## Your instructions
Transcribe every line exactly and omit anything that is a picture.

## Dataset excerpts
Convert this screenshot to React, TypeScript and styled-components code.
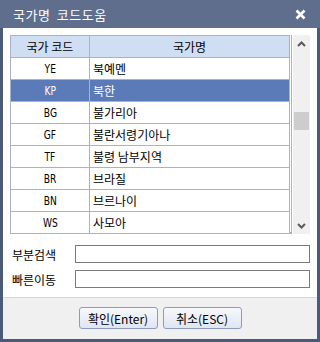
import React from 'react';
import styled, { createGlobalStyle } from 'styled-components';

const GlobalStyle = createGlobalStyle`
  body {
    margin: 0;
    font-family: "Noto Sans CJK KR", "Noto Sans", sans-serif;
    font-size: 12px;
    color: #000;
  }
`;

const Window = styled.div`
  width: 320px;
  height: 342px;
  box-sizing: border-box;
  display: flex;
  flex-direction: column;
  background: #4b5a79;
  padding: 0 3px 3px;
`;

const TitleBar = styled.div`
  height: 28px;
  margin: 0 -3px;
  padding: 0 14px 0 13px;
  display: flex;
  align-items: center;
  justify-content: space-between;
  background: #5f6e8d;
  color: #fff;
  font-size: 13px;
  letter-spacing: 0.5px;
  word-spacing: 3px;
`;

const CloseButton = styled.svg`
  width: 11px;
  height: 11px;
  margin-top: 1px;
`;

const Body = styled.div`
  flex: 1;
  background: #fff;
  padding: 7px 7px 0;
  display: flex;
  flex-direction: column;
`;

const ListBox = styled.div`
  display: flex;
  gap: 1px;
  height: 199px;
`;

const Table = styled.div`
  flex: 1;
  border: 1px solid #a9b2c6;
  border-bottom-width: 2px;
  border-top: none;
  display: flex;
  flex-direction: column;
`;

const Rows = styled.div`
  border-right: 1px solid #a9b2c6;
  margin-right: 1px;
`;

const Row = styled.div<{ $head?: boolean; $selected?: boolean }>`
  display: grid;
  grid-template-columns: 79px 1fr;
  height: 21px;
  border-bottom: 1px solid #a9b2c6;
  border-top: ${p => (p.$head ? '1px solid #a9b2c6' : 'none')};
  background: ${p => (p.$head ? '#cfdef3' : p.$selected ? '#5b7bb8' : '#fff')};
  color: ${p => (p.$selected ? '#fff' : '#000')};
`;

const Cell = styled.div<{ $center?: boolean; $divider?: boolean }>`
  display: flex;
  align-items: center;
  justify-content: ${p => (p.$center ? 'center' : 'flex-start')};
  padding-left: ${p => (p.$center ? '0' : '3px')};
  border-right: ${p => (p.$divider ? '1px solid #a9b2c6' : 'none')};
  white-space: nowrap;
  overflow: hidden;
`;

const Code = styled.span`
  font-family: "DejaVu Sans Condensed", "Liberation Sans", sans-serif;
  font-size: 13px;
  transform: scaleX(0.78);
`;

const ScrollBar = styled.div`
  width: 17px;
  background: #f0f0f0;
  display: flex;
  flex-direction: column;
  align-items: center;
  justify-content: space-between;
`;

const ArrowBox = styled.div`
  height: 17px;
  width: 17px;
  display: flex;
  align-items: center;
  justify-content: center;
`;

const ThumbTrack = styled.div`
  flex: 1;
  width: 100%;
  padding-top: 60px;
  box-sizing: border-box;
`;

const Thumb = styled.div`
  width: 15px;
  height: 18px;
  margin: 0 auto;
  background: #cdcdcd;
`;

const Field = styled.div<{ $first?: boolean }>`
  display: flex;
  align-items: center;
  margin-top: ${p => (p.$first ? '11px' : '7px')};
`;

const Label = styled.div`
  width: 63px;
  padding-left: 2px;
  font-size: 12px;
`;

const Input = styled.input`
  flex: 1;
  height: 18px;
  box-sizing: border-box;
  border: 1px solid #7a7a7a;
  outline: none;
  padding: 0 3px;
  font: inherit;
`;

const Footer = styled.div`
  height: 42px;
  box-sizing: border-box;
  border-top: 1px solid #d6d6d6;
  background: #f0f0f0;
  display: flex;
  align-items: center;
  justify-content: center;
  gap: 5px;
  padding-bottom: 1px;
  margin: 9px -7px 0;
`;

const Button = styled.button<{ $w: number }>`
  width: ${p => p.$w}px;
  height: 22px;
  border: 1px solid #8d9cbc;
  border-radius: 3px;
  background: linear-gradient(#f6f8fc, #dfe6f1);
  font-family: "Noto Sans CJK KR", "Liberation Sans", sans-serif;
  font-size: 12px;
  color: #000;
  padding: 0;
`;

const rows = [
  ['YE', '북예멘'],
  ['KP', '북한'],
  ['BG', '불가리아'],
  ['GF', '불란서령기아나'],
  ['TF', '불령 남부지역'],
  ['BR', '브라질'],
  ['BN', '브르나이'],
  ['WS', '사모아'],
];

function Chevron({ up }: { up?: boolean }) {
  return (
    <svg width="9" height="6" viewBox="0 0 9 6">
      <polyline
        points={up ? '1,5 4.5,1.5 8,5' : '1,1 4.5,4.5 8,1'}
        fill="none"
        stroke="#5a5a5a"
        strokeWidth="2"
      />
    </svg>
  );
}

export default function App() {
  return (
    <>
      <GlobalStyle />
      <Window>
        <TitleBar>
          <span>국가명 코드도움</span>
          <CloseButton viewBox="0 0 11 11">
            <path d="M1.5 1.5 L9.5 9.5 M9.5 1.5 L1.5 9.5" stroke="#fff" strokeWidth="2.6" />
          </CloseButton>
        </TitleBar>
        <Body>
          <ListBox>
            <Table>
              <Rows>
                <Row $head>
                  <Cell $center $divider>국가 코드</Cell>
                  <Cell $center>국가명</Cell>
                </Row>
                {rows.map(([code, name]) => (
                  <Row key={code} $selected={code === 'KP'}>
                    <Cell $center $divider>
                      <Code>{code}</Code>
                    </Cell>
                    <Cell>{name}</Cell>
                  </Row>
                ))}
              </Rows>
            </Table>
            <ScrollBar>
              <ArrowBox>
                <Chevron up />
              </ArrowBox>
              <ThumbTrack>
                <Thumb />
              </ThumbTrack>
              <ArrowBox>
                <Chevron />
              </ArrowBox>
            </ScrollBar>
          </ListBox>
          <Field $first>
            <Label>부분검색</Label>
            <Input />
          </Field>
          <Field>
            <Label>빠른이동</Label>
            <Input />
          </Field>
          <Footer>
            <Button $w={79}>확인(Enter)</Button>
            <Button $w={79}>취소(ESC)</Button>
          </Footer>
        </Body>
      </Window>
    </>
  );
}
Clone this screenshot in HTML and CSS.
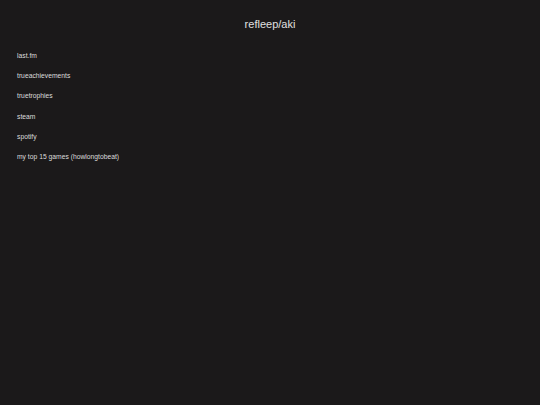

## Result for this exercise
Convert this screenshot to React, TypeScript and styled-components code.
import React from 'react';
import styled, { createGlobalStyle } from 'styled-components';

const GlobalStyle = createGlobalStyle`
  body {
    margin: 0;
    font-family: "Noto Sans CJK KR", "Noto Sans", sans-serif;
    font-size: 12px;
    color: #000;
  }
`;

const Window = styled.div`
  width: 320px;
  height: 342px;
  box-sizing: border-box;
  display: flex;
  flex-direction: column;
  background: #4b5a79;
  padding: 0 3px 3px;
`;

const TitleBar = styled.div`
  height: 28px;
  margin: 0 -3px;
  padding: 0 14px 0 13px;
  display: flex;
  align-items: center;
  justify-content: space-between;
  background: #5f6e8d;
  color: #fff;
  font-size: 13px;
  letter-spacing: 0.5px;
  word-spacing: 3px;
`;

const CloseButton = styled.svg`
  width: 11px;
  height: 11px;
  margin-top: 1px;
`;

const Body = styled.div`
  flex: 1;
  background: #fff;
  padding: 7px 7px 0;
  display: flex;
  flex-direction: column;
`;

const ListBox = styled.div`
  display: flex;
  gap: 1px;
  height: 199px;
`;

const Table = styled.div`
  flex: 1;
  border: 1px solid #a9b2c6;
  border-bottom-width: 2px;
  border-top: none;
  display: flex;
  flex-direction: column;
`;

const Rows = styled.div`
  border-right: 1px solid #a9b2c6;
  margin-right: 1px;
`;

const Row = styled.div<{ $head?: boolean; $selected?: boolean }>`
  display: grid;
  grid-template-columns: 79px 1fr;
  height: 21px;
  border-bottom: 1px solid #a9b2c6;
  border-top: ${p => (p.$head ? '1px solid #a9b2c6' : 'none')};
  background: ${p => (p.$head ? '#cfdef3' : p.$selected ? '#5b7bb8' : '#fff')};
  color: ${p => (p.$selected ? '#fff' : '#000')};
`;

const Cell = styled.div<{ $center?: boolean; $divider?: boolean }>`
  display: flex;
  align-items: center;
  justify-content: ${p => (p.$center ? 'center' : 'flex-start')};
  padding-left: ${p => (p.$center ? '0' : '3px')};
  border-right: ${p => (p.$divider ? '1px solid #a9b2c6' : 'none')};
  white-space: nowrap;
  overflow: hidden;
`;

const Code = styled.span`
  font-family: "DejaVu Sans Condensed", "Liberation Sans", sans-serif;
  font-size: 13px;
  transform: scaleX(0.78);
`;

const ScrollBar = styled.div`
  width: 17px;
  background: #f0f0f0;
  display: flex;
  flex-direction: column;
  align-items: center;
  justify-content: space-between;
`;

const ArrowBox = styled.div`
  height: 17px;
  width: 17px;
  display: flex;
  align-items: center;
  justify-content: center;
`;

const ThumbTrack = styled.div`
  flex: 1;
  width: 100%;
  padding-top: 60px;
  box-sizing: border-box;
`;

const Thumb = styled.div`
  width: 15px;
  height: 18px;
  margin: 0 auto;
  background: #cdcdcd;
`;

const Field = styled.div<{ $first?: boolean }>`
  display: flex;
  align-items: center;
  margin-top: ${p => (p.$first ? '11px' : '7px')};
`;

const Label = styled.div`
  width: 63px;
  padding-left: 2px;
  font-size: 12px;
`;

const Input = styled.input`
  flex: 1;
  height: 18px;
  box-sizing: border-box;
  border: 1px solid #7a7a7a;
  outline: none;
  padding: 0 3px;
  font: inherit;
`;

const Footer = styled.div`
  height: 42px;
  box-sizing: border-box;
  border-top: 1px solid #d6d6d6;
  background: #f0f0f0;
  display: flex;
  align-items: center;
  justify-content: center;
  gap: 5px;
  padding-bottom: 1px;
  margin: 9px -7px 0;
`;

const Button = styled.button<{ $w: number }>`
  width: ${p => p.$w}px;
  height: 22px;
  border: 1px solid #8d9cbc;
  border-radius: 3px;
  background: linear-gradient(#f6f8fc, #dfe6f1);
  font-family: "Noto Sans CJK KR", "Liberation Sans", sans-serif;
  font-size: 12px;
  color: #000;
  padding: 0;
`;

const rows = [
  ['YE', '북예멘'],
  ['KP', '북한'],
  ['BG', '불가리아'],
  ['GF', '불란서령기아나'],
  ['TF', '불령 남부지역'],
  ['BR', '브라질'],
  ['BN', '브르나이'],
  ['WS', '사모아'],
];

function Chevron({ up }: { up?: boolean }) {
  return (
    <svg width="9" height="6" viewBox="0 0 9 6">
      <polyline
        points={up ? '1,5 4.5,1.5 8,5' : '1,1 4.5,4.5 8,1'}
        fill="none"
        stroke="#5a5a5a"
        strokeWidth="2"
      />
    </svg>
  );
}

export default function App() {
  return (
    <>
      <GlobalStyle />
      <Window>
        <TitleBar>
          <span>국가명 코드도움</span>
          <CloseButton viewBox="0 0 11 11">
            <path d="M1.5 1.5 L9.5 9.5 M9.5 1.5 L1.5 9.5" stroke="#fff" strokeWidth="2.6" />
          </CloseButton>
        </TitleBar>
        <Body>
          <ListBox>
            <Table>
              <Rows>
                <Row $head>
                  <Cell $center $divider>국가 코드</Cell>
                  <Cell $center>국가명</Cell>
                </Row>
                {rows.map(([code, name]) => (
                  <Row key={code} $selected={code === 'KP'}>
                    <Cell $center $divider>
                      <Code>{code}</Code>
                    </Cell>
                    <Cell>{name}</Cell>
                  </Row>
                ))}
              </Rows>
            </Table>
            <ScrollBar>
              <ArrowBox>
                <Chevron up />
              </ArrowBox>
              <ThumbTrack>
                <Thumb />
              </ThumbTrack>
              <ArrowBox>
                <Chevron />
              </ArrowBox>
            </ScrollBar>
          </ListBox>
          <Field $first>
            <Label>부분검색</Label>
            <Input />
          </Field>
          <Field>
            <Label>빠른이동</Label>
            <Input />
          </Field>
          <Footer>
            <Button $w={79}>확인(Enter)</Button>
            <Button $w={79}>취소(ESC)</Button>
          </Footer>
        </Body>
      </Window>
    </>
  );
}
Clone this screenshot in HTML and CSS.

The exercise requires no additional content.